TEACHING-LEARNING is a form of scholarship that includes pedagogical and role modeling activities that serve to communicate the teacher’s knowledge effectively to students. Effective teachings empower learners to think critically, apply clinical decision making to clinical situations, become competent, and have a desire for lifelong learning. Reflecting the belief that students learn differently, good teaching incorporates a variety of pedagogical activities and provides flexibility to accommodate different learning styles. While learning sometimes involves careful sequencing of learning that directly builds on prior content, students also learn through experiences that help them relate new knowledge into their professional and clinical repertoire. In a rapidly changing world such as health care, where content becomes quickly outdated, learning experiences must develop students’ abilities to be self-directed, gather and analyze information, and integrate knowledge in the pursuit of answers or creative solutions to intellectual and clinical problems. Consistent with the philosophy of Miami University, the scholarship of teaching is of utmost importance in the Department of Nursing, followed by scholarly activities related to discovery and research, and those scholarly activities that build bridges between theory and practice, such as involvement in clinical practice and professional service linkages to the community.

NURSING integrates biological principles, research, theories of behavior, caring, and nursing, to assist individuals, families, and communities to reach optimal health. Nursing is an art and a science. The nursing process, a method of inquiry and decision making, is used by nurses to assess, diagnose, plan, implement, and evaluate nursing care. Therapeutic communication skills are essential components to the art of nursing which also includes the attitude and approach in which care is delivered. Through genuine caring and sensitivity to the individual’s uniqueness in a culturally diverse society, the nurse assists individuals, families, aggregates, and communities throughout the life span. The goal is to promote, maintain, and/or restore health to the client.

NURSING PRACTICE is defined as the diagnosis and treatment of human responses to actual or potential health problems. There are three roles used by nurses to practice nursing. They include: provider of care, manager of care, and member of the discipline of nursing.

The roles of the baccalaureate level nurse include the following:

Provider of care: The graduate systematically assesses and interprets data about the health and illness of individuals, families and communities; designs systems of care to promote and maintain the health of individuals, families and communities; uses effective communication skills for the purpose of impacting systems; evaluates the nursing care delivery system and promotes goal-directed change to meet client needs; and integrates basic knowledge of nursing theory, nursing research, and clinical practice to maximize the contribution of nursing to improve health.

Manager of care: The graduate uses scientific principles to prioritize, plan, and organize the delivery of comprehensive nursing care; uses time and resources effectively and efficiently; delegates aspects of care to other nursing personnel, consistent with their level of education and expertise; assures adherence to ethical and legal standards; initiates and monitors referrals to appropriate departments and agencies to provide services and promote continuity of care; and assumes a leadership role in health care management to improve client care.

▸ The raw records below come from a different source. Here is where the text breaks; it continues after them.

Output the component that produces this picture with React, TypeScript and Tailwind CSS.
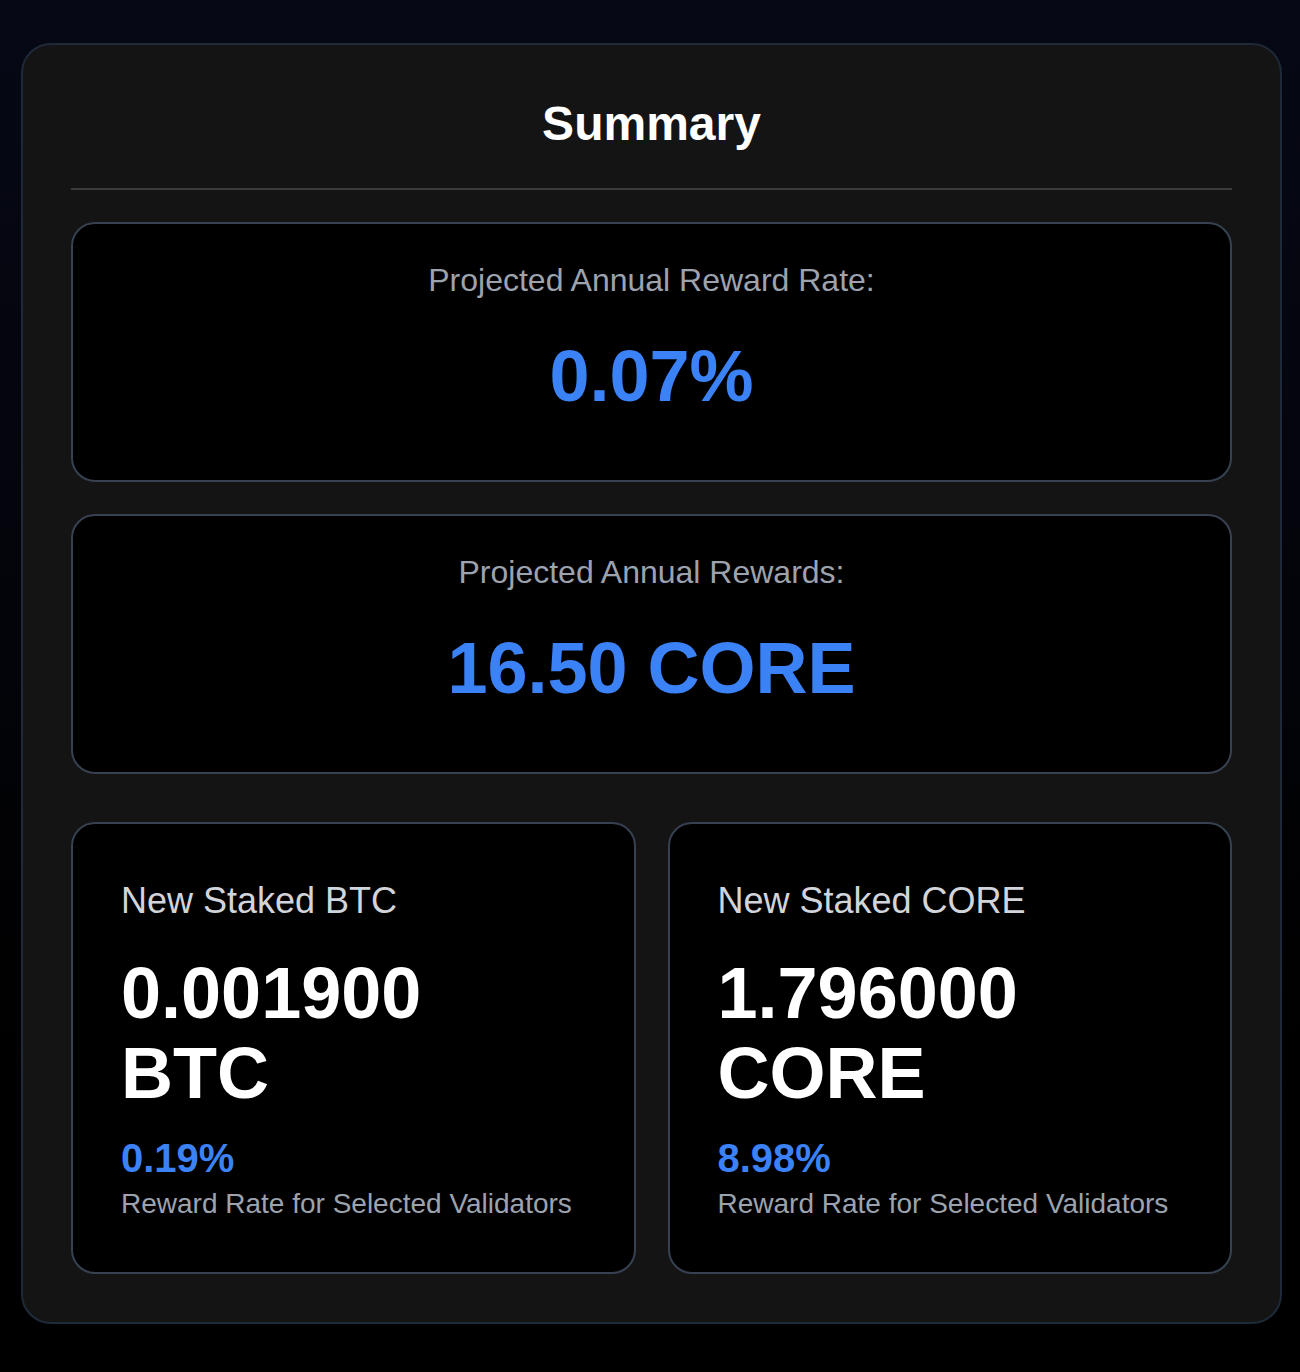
export default function App() {
  const font = { fontFamily: '"Liberation Sans", Arial, sans-serif' };

  return (
    <div
      className="min-h-[1372px] w-full bg-gradient-to-b from-[#060815] via-[#030409] to-black pl-[21px] pr-[18px] pt-[43px] pb-[49px]"
      style={font}
    >
      <div className="rounded-[30px] border-2 border-[#1e2939] bg-[#141414] px-[48px] pt-[47px] pb-[48px]">
        <h1 className="border-b-2 border-[#3b3b3b] pb-[32px] text-center text-[48px] leading-[64px] font-bold text-white">
          Summary
        </h1>

        <div className="mt-[32px] flex flex-col gap-[32px]">
          <div className="flex flex-col items-center rounded-[24px] border-2 border-[#374151] bg-black pt-[32px] pb-[64px]">
            <p className="text-[32px] leading-[48px] text-[#9ca3af]">
              Projected Annual Reward Rate:
            </p>
            <p className="mt-[32px] text-[72px] leading-[80px] font-bold text-[#3b82f6]">
              0.07%
            </p>
          </div>

          <div className="flex flex-col items-center rounded-[24px] border-2 border-[#374151] bg-black pt-[32px] pb-[64px]">
            <p className="text-[32px] leading-[48px] text-[#9ca3af]">
              Projected Annual Rewards:
            </p>
            <p className="mt-[32px] text-[72px] leading-[80px] font-bold text-[#3b82f6]">
              16.50 CORE
            </p>
          </div>
        </div>

        <div className="mt-[48px] grid grid-cols-2 gap-[32px]">
          <StakeCard label="New Staked BTC" amount="0.001900" unit="BTC" rate="0.19%" />
          <StakeCard label="New Staked CORE" amount="1.796000" unit="CORE" rate="8.98%" />
        </div>
      </div>
    </div>
  );
}

function StakeCard({
  label,
  amount,
  unit,
  rate,
}: {
  label: string;
  amount: string;
  unit: string;
  rate: string;
}) {
  return (
    <div className="rounded-[24px] border-2 border-[#374151] bg-black px-[48px] pt-[49px] pb-[48px]">
      <p className="text-[36px] leading-[56px] text-[#d1d5db]">{label}</p>
      <p className="mt-[24px] text-[72px] leading-[80px] font-bold text-white">
        <span className="block">{amount}</span>
        <span className="block">{unit}</span>
      </p>
      <p className="mt-[21px] text-[40px] leading-[48px] font-bold text-[#3b82f6]">{rate}</p>
      <p className="mt-[2px] text-[28px] leading-[40px] text-[#9ca3af]">
        Reward Rate for Selected Validators
      </p>
    </div>
  );
}
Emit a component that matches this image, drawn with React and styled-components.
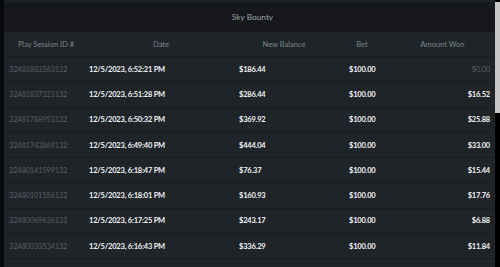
import React from 'react';
import styled, { createGlobalStyle } from 'styled-components';

const GlobalStyle = createGlobalStyle`
  html, body {
    margin: 0;
    padding: 0;
    background: #000;
    overflow: hidden;
  }
  body {
    font-family: Lato, "Noto Sans", sans-serif;
  }
`;

const Frame = styled.div`
  display: flex;
  width: 500px;
  height: 267px;
  background: #000;
`;

const LeftEdge = styled.div`
  width: 4px;
  background: #08090a;
`;

const Panel = styled.div`
  flex: 1;
  display: flex;
  flex-direction: column;
  border-top: 2px solid #1b2229;
  background: #1f2428;
  overflow: hidden;
`;

const Title = styled.div`
  height: 30px;
  flex: none;
  display: flex;
  align-items: center;
  justify-content: center;
  background: #16181b;
  color: #9ba1a7;
  font-size: 8.3px;
  padding-left: 6px;
`;

const Row = styled.div`
  display: grid;
  grid-template-columns: ${p => p.$cols};
  align-items: center;
  height: ${p => p.$h}px;
  flex: none;
  box-sizing: border-box;
  border-bottom: 1px solid #191d21;
`;

const HeadCell = styled.div`
  text-align: center;
  color: #7d848b;
  font-size: 7.5px;
`;

const Cell = styled.div`
  padding: 0 5px;
  font-size: 7.5px;
  white-space: nowrap;
  text-align: ${p => (p.$right ? 'right' : 'left')};
  color: ${p => (p.$muted ? '#575e65' : '#f0f2f5')};
  font-weight: ${p => (p.$muted ? 400 : 700)};
  letter-spacing: -0.2px;
`;

const Scrollbar = styled.div`
  width: 5px;
  background: #000;
  padding-top: 2px;
`;

const Thumb = styled.div`
  height: 111px;
  background: #c6c6c6;
`;

const headCols = '84px 146px 100px 56px 1fr';
const dataCols = '80px 150px 110px 36px 1fr';

const rows = [
  ['32481883563132', '12/5/2023, 6:52:21 PM', '$186.44', '$100.00', '$0.00'],
  ['32481837323132', '12/5/2023, 6:51:28 PM', '$286.44', '$100.00', '$16.52'],
  ['32481788953132', '12/5/2023, 6:50:32 PM', '$369.92', '$100.00', '$25.88'],
  ['32481743869132', '12/5/2023, 6:49:40 PM', '$444.04', '$100.00', '$33.00'],
  ['32480141599132', '12/5/2023, 6:18:47 PM', '$76.37', '$100.00', '$15.44'],
  ['32480101556132', '12/5/2023, 6:18:01 PM', '$160.93', '$100.00', '$17.76'],
  ['32480069636132', '12/5/2023, 6:17:25 PM', '$243.17', '$100.00', '$6.88'],
  ['32480033534132', '12/5/2023, 6:16:43 PM', '$336.29', '$100.00', '$11.84'],
];

export default function App() {
  return (
    <>
      <GlobalStyle />
      <Frame>
        <LeftEdge />
        <Panel>
          <Title>Sky Bounty</Title>
          <Row $cols={headCols} $h={25}>
            <HeadCell>Play Session ID #</HeadCell>
            <HeadCell>Date</HeadCell>
            <HeadCell>New Balance</HeadCell>
            <HeadCell>Bet</HeadCell>
            <HeadCell>Amount Won</HeadCell>
          </Row>
          {rows.map(r => (
            <Row key={r[0]} $cols={dataCols} $h={25.3}>
              <Cell $muted>{r[0]}</Cell>
              <Cell>{r[1]}</Cell>
              <Cell>{r[2]}</Cell>
              <Cell>{r[3]}</Cell>
              <Cell $right $muted={r[4] === '$0.00'}>{r[4]}</Cell>
            </Row>
          ))}
          <Row $cols={dataCols} $h={25.3} />
        </Panel>
        <Scrollbar>
          <Thumb />
        </Scrollbar>
      </Frame>
    </>
  );
}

Member of the discipline of nursing: The graduate acts as a health care advocate; promotes collegiality and collectivity among nurses; participates in efforts to address social trends and issues that have implications for healthcare; uses interdisciplinary resources to protect and address ethical and legal concerns; applies theory and incorporates research findings into practice by consulting with nurse researchers regarding identified nursing problems; utilizes knowledge of health care policies and finance; uses resources for continuous learning and self-improvement; promotes self-evaluation and peer review processes; provides leadership in organized professional activities; and promotes consumer awareness of nursing contributions to health promotion and health care delivery.